The report also found that Shulkin improperly accepted tickets to a Wimbledon tennis match and criticized the trip’s heavy focus on sight-seeing. Details of the trip were first reported by The Washington Post.

Some in the White House felt as though Shulkin hadn’t given them a realistic view of the report, the official said.

Shulkin has said he will comply with all the department watchdog’s recommendations, and his lawyers told CNN that he has repaid the US Treasury for his wife’s travel. His chief of staff, Vivieca Wright Simpson, has also denied doctoring official emails and Shulkin has called for an investigation into whether her email account had been hacked or if someone other than her was sending emails from her account.

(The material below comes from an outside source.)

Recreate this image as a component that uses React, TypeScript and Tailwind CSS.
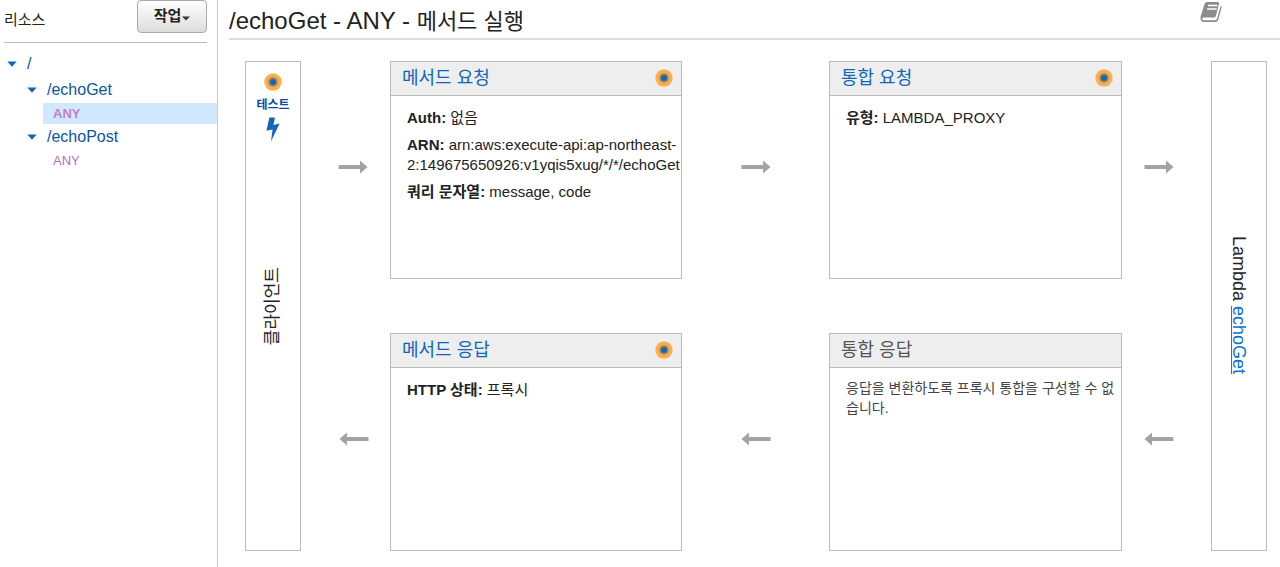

On Thursday, Democratic Rep. Tim Walz, the top Democrat on the House Veterans Affairs Committee, called on Attorney General Jeff Sessions to investigate that claim.

Shulkin told Politico on Wednesday that he and the President spoke about the findings of the VA Inspector General report last week when he received the draft, and he said that the President had been supportive of him remaining in the job.

Overhauling VA

The uncertainty surrounding Shulkin’s standing comes as the VA is focused on overhauling its troubled health care system. The department is currently spending billions of dollars for America’s veterans to be treated outside the VA’s healthcare system.

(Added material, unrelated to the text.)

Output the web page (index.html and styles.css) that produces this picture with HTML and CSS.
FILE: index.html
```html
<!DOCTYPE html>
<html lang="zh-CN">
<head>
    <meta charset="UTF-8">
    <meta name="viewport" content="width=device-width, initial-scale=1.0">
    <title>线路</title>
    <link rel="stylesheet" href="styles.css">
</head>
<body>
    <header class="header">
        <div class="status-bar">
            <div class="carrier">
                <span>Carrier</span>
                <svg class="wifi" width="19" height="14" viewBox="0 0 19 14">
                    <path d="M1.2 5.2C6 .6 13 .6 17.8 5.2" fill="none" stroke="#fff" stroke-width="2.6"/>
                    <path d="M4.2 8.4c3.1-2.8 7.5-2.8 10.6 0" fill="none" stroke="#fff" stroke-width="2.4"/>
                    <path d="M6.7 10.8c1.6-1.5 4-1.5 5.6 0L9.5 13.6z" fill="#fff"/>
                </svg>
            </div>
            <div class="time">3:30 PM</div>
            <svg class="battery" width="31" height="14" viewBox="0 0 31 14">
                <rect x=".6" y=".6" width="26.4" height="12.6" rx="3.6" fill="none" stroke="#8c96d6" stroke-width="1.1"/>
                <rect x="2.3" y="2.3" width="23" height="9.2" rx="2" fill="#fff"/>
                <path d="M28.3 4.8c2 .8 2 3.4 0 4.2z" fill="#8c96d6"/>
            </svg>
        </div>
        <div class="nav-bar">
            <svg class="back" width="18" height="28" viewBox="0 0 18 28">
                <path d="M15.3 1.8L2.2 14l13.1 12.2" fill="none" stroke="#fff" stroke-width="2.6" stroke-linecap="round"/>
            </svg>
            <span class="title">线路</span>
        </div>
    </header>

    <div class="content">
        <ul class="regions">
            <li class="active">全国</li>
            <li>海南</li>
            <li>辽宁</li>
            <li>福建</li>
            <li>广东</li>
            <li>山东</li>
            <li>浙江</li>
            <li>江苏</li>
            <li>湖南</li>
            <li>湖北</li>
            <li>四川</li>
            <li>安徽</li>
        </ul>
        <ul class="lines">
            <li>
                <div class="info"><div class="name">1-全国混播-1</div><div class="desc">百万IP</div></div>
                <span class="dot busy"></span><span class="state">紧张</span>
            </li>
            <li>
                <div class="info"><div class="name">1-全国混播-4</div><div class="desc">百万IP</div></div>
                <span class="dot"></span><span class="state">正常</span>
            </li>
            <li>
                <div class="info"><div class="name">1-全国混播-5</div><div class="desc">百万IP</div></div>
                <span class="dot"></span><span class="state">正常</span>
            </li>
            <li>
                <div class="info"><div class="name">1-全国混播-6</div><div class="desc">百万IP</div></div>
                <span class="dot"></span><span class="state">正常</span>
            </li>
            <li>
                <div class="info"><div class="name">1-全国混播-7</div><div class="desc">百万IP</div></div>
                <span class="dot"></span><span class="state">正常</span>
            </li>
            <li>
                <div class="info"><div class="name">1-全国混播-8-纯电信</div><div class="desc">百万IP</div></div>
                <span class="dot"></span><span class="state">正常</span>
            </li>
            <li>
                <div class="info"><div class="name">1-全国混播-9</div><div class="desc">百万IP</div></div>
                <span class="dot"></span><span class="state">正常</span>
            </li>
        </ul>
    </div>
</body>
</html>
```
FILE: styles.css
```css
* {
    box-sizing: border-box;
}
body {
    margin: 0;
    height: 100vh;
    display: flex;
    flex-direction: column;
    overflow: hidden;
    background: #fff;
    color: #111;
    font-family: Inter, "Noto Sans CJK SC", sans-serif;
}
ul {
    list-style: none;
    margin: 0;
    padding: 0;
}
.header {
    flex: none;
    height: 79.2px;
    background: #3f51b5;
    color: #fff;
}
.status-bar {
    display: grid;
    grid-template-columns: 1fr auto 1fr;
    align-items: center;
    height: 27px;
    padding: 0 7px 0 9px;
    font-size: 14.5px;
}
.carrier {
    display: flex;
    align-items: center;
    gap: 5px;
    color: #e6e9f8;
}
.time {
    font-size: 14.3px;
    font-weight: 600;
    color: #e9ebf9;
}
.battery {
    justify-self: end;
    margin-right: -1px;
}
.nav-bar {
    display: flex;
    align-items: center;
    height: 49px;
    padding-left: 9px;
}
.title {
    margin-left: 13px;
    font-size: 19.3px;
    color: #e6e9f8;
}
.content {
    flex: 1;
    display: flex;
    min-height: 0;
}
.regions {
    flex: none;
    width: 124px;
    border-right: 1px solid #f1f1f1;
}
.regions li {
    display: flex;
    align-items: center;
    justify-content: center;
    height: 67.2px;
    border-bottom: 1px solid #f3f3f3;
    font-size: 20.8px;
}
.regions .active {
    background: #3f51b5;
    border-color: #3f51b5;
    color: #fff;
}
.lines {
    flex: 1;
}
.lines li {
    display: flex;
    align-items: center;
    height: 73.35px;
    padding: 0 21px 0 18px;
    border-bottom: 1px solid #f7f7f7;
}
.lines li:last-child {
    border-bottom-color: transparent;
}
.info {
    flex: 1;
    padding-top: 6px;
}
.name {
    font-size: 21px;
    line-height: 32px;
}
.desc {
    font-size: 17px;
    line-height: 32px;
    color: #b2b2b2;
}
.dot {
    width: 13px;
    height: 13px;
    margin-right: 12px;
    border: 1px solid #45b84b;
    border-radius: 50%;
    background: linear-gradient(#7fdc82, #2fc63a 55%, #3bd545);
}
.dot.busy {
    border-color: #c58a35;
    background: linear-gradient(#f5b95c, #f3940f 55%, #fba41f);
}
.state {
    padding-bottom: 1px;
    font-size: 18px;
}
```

Partisan political appointees within the Trump administration have been working for months to subvert Shulkin, Republican and Democratic congressional sources tell CNN.

Much of Shulkin’s friction with the White House, these sources say, is over the fact that Shulkin opposes privatizing veterans health care, something that has historically been opposed by veterans’ groups.

The VA runs its own health care system, serving roughly 9 million veterans. But some conservatives favor moving away from that system of hospitals and clinics across the country and instead turn over sweeping parts of veterans health care to private doctors.

During his confirmation hearing, Shulkin said VA “will not be privatized under my watch.”

Travel practices

Shulkin is not the first current or former Trump Cabinet official to be dogged for their travel practices. He is one of five top Trump officials to face investigation for his travel practices, including former HHS secretary Tom Price, who resigned last year amid scrutiny of his use of chartered flights for official business.

Criticism of Shulkin during a House Veterans Affairs Committee hearing on Thursday was muted, though both Chairman Phil Roe, R-Tennessee, and Walz, the panel’s top Democrat, expressed concern about the report’s findings.

One lawmaker, Rep. Mike Coffman, a Colorado Republican, has called on Shulkin to resign. After Shulkin said Thursday that the “optics” of his European trip were “not good,” Coffman replied: “It’s not the optics that are not good. It’s the facts that are not good.”